For manufacturers evaluating a marking investment alongside wider factory equipment planning, the Pandaxis product catalog provides a broader view of industrial machinery categories and workflow-oriented equipment selection.
Practical Summary
Matching a laser engraver for metal to the material starts with understanding that power is only useful in context. The right level depends on what kind of mark the factory needs, how the metal surface behaves, how much depth or contrast is required, and whether the real pressure is quality, speed, or both.

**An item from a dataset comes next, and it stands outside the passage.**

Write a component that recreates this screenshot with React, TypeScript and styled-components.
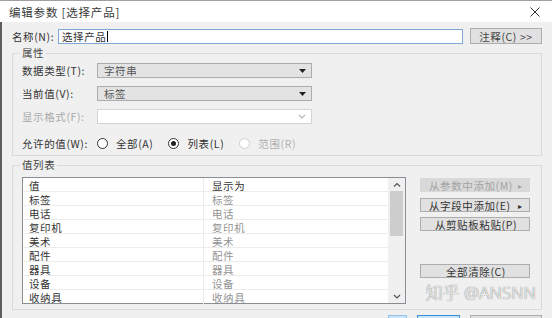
import styled, { createGlobalStyle } from 'styled-components';

const GlobalStyle = createGlobalStyle`
  html, body {
    margin: 0;
    padding: 0;
    background: #f0f0f0;
  }
  body {
    font-family: "Noto Sans CJK SC", "Microsoft YaHei", sans-serif;
    color: #333;
  }
`;

const rows = [
  ['标签', '标签'],
  ['电话', '电话'],
  ['复印机', '复印机'],
  ['美术', '美术'],
  ['配件', '配件'],
  ['器具', '器具'],
  ['设备', '设备'],
  ['收纳具', '收纳具'],
];

function Caret() {
  return (
    <svg width="7" height="4" viewBox="0 0 7 4">
      <path d="M0 0 H7 L3.5 4 Z" fill="#222" />
    </svg>
  );
}

function Chevron({ up, color = '#555' }: { up?: boolean; color?: string }) {
  return (
    <svg width="8" height="5" viewBox="0 0 8 5">
      <polyline
        points={up ? '1,4.5 4,1.5 7,4.5' : '1,1 4,4 7,1'}
        fill="none"
        stroke={color}
        strokeWidth="1.2"
      />
    </svg>
  );
}

function Radio({ checked, disabled }: { checked?: boolean; disabled?: boolean }) {
  return (
    <RadioCircle $disabled={disabled}>
      {checked && <RadioDot />}
    </RadioCircle>
  );
}

export default function App() {
  return (
    <>
      <GlobalStyle />
      <Window>
        <TitleBar>
          <Title>编辑参数 [选择产品]</Title>
          <svg width="10" height="10" viewBox="0 0 10 10">
            <path d="M0.5 0.5 L9.5 9.5 M9.5 0.5 L0.5 9.5" stroke="#333" strokeWidth="1" />
          </svg>
        </TitleBar>

        <Body>
          <NameRow>
            <NameLabel>名称(N):</NameLabel>
            <NameInput>
              选择产品<TextCaret />
            </NameInput>
            <Button $width={72} $height={16}>注释(C) &gt;&gt;</Button>
          </NameRow>

          <Group>
            <Legend>属性</Legend>
            <PropGrid>
              <Label>数据类型(T):</Label>
              <Select>
                字符串
                <Caret />
              </Select>
              <Label>当前值(V):</Label>
              <Select>
                标签
                <Caret />
              </Select>
              <Label $muted>显示格式(F):</Label>
              <Select $disabled>
                <span />
                <Chevron color="#b8b8b8" />
              </Select>
              <Label>允许的值(W):</Label>
              <RadioRow>
                <RadioOption>
                  <Radio />
                  全部(A)
                </RadioOption>
                <RadioOption>
                  <Radio checked />
                  列表(L)
                </RadioOption>
                <RadioOption $disabled>
                  <Radio disabled />
                  范围(R)
                </RadioOption>
              </RadioRow>
            </PropGrid>
          </Group>

          <Group $gap={3} $pad="6px 9px 5px 9px">
            <Legend>值列表</Legend>
            <ListArea>
              <ListBox>
                <Table>
                  <Row>
                    <Cell>值</Cell>
                    <Cell>显示为</Cell>
                  </Row>
                  {rows.map(([v, d], i) => (
                    <Row key={v} $last={i === rows.length - 1}>
                      <Cell>{v}</Cell>
                      <Cell $muted>{d}</Cell>
                    </Row>
                  ))}
                </Table>
                <ScrollBar>
                  <ScrollArrow>
                    <Chevron up />
                  </ScrollArrow>
                  <Track>
                    <Thumb />
                  </Track>
                  <ScrollArrow>
                    <Chevron />
                  </ScrollArrow>
                </ScrollBar>
              </ListBox>

              <ButtonColumn>
                <SideButton $disabled $top={1}>
                  从参数中添加(M)
                  <Arrow>▸</Arrow>
                </SideButton>
                <SideButton $top={6}>
                  从字段中添加(E)
                  <Arrow>▸</Arrow>
                </SideButton>
                <SideButton $top={5} $center>
                  从剪贴板粘贴(P)
                </SideButton>
                <SideButton $top={33} $center>
                  全部清除(C)
                </SideButton>
              </ButtonColumn>
            </ListArea>
            <Watermark>知乎 @ANSNN</Watermark>
          </Group>

          <Footer>
            <FooterButton $w={19} $tone="light" />
            <FooterButton $w={43} $tone="focus" />
            <FooterButton $w={73} $tone="plain" />
          </Footer>
        </Body>
      </Window>
    </>
  );
}

const Window = styled.div`
  width: 552px;
  height: 318px;
  overflow: hidden;
  background: #f0f0f0;
  font-size: 10.5px;
  letter-spacing: 0.6px;
`;

const TitleBar = styled.div`
  height: 22px;
  background: #ffffff;
  border-top: 1px solid #a0a0a0;
  box-sizing: border-box;
  display: flex;
  align-items: center;
  justify-content: space-between;
  padding: 0 12px 0 9px;
`;

const Title = styled.div`
  font-size: 11.5px;
  letter-spacing: 0.8px;
  color: #3a3a3a;
`;

const Body = styled.div`
  border-left: 2px solid #5e5e5e;
  padding: 6px 10px 0 10px;
  height: 296px;
  box-sizing: border-box;
`;

const NameRow = styled.div`
  display: flex;
  align-items: center;
  height: 16px;
`;

const NameLabel = styled.div`
  width: 46px;
`;

const NameInput = styled.div`
  flex: 1;
  height: 15px;
  box-sizing: border-box;
  border: 1px solid #7ea7d6;
  background: #fff;
  display: flex;
  align-items: center;
  padding-left: 3px;
  margin-right: 7px;
`;

const TextCaret = styled.span`
  width: 1px;
  height: 11px;
  background: #000;
  margin-left: 1px;
`;

const Button = styled.div<{ $width: number; $height: number }>`
  width: ${p => p.$width}px;
  height: ${p => p.$height}px;
  box-sizing: border-box;
  background: #e1e1e1;
  border: 1px solid #adadad;
  display: flex;
  align-items: center;
  justify-content: center;
  color: #444;
`;

const Group = styled.fieldset<{ $gap?: number; $pad?: string }>`
  margin: ${p => p.$gap ?? 3}px 0 0 0;
  padding: ${p => p.$pad ?? '4px 9px 1px 9px'};
  border: 1px solid #dadada;
  min-width: 0;
  position: relative;
`;

const Legend = styled.legend`
  padding: 0 2px;
  margin-left: -2px;
  line-height: 12px;
  height: 12px;
  color: #444;
`;

const PropGrid = styled.div`
  display: grid;
  grid-template-columns: 75px 215px;
  grid-template-rows: 15px 15px 15px 22px;
  row-gap: 8px;
  align-items: center;
`;

const Label = styled.div<{ $muted?: boolean }>`
  color: ${p => (p.$muted ? '#a8a8a8' : '#333')};
  white-space: nowrap;
`;

const Select = styled.div<{ $disabled?: boolean }>`
  height: 15px;
  box-sizing: border-box;
  border: 1px solid ${p => (p.$disabled ? '#d4d4d4' : '#acacac')};
  background: ${p => (p.$disabled ? '#ffffff' : '#e3e3e3')};
  display: flex;
  align-items: center;
  justify-content: space-between;
  padding: 0 5px 0 6px;
  color: #555;
`;

const RadioRow = styled.div`
  display: flex;
  align-items: center;
  gap: 15px;
  white-space: nowrap;
`;

const RadioOption = styled.div<{ $disabled?: boolean }>`
  display: flex;
  align-items: center;
  gap: 8px;
  color: ${p => (p.$disabled ? '#b0b0b0' : '#333')};
`;

const RadioCircle = styled.div<{ $disabled?: boolean }>`
  width: 11px;
  height: 11px;
  box-sizing: border-box;
  border-radius: 50%;
  border: 1px solid ${p => (p.$disabled ? '#cfcfcf' : '#333')};
  background: #fff;
  display: flex;
  align-items: center;
  justify-content: center;
`;

const RadioDot = styled.div`
  width: 5px;
  height: 5px;
  border-radius: 50%;
  background: #222;
`;

const ListArea = styled.div`
  display: flex;
  gap: 14px;
`;

const ListBox = styled.div`
  width: 384px;
  height: 127px;
  box-sizing: border-box;
  border: 1px solid #8a8d94;
  background: #fff;
  display: flex;
`;

const Table = styled.div`
  flex: 1;
`;

const Row = styled.div<{ $last?: boolean }>`
  display: grid;
  grid-template-columns: 181px 1fr;
  height: 14px;
  box-sizing: border-box;
  border-bottom: ${p => (p.$last ? 'none' : '1px solid #ececec')};
`;

const Cell = styled.div<{ $muted?: boolean }>`
  display: flex;
  align-items: center;
  padding-left: 6px;
  color: ${p => (p.$muted ? '#939393' : '#333')};
  &:first-child {
    border-right: 1px solid #ececec;
  }
  &:last-child {
    padding-left: 8px;
  }
`;

const ScrollBar = styled.div`
  width: 17px;
  background: #f0f0f0;
  display: flex;
  flex-direction: column;
`;

const ScrollArrow = styled.div`
  height: 13px;
  display: flex;
  align-items: center;
  justify-content: center;
`;

const Track = styled.div`
  flex: 1;
  display: flex;
  justify-content: center;
`;

const Thumb = styled.div`
  width: 13px;
  height: 45px;
  background: #cdcdcd;
`;

const ButtonColumn = styled.div`
  width: 110px;
  display: flex;
  flex-direction: column;
`;

const SideButton = styled.div<{ $top: number; $disabled?: boolean; $center?: boolean }>`
  margin-top: ${p => p.$top}px;
  height: 14px;
  box-sizing: border-box;
  background: ${p => (p.$disabled ? '#d9d9d9' : '#e1e1e1')};
  border: 1px solid ${p => (p.$disabled ? '#d9d9d9' : '#adadad')};
  color: ${p => (p.$disabled ? '#a3a3a3' : '#333')};
  display: flex;
  align-items: center;
  justify-content: ${p => (p.$center ? 'center' : 'space-between')};
  padding: 0 6px 0 8px;
  white-space: nowrap;
`;

const Arrow = styled.span`
  font-size: 8px;
`;

const Watermark = styled.div`
  position: absolute;
  right: 5px;
  bottom: 5px;
  font-family: "Noto Sans", "Noto Sans CJK SC", sans-serif;
  font-size: 17px;
  font-weight: 300;
  letter-spacing: 0;
  color: rgba(255, 255, 255, 0.92);
  text-shadow: 0 0 1px rgba(0, 0, 0, 0.5), 0 0 1px rgba(0, 0, 0, 0.3);
`;

const Footer = styled.div`
  display: flex;
  margin-top: 5px;
  padding-left: 376px;
  gap: 10px;
`;

const FooterButton = styled.div<{ $w: number; $tone: 'light' | 'focus' | 'plain' }>`
  width: ${p => p.$w}px;
  height: 20px;
  box-sizing: border-box;
  background: ${p => (p.$tone === 'plain' ? '#e1e1e1' : '#cce4f7')};
  border: 1px solid ${p => (p.$tone === 'focus' ? '#3c8cd6' : p.$tone === 'light' ? '#8fc3ea' : '#adadad')};
`;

For many metal applications, lower or moderate power is fully sufficient when the goal is reliable identification, fine detail, and stable day-to-day control. Higher power earns its place when the workflow truly demands faster cycle times, deeper engraving, larger marked areas, or more production margin. The safest buying logic is simple: define the mark, define the surface, define the bottleneck, and then size the power around that reality instead of around a headline number alone.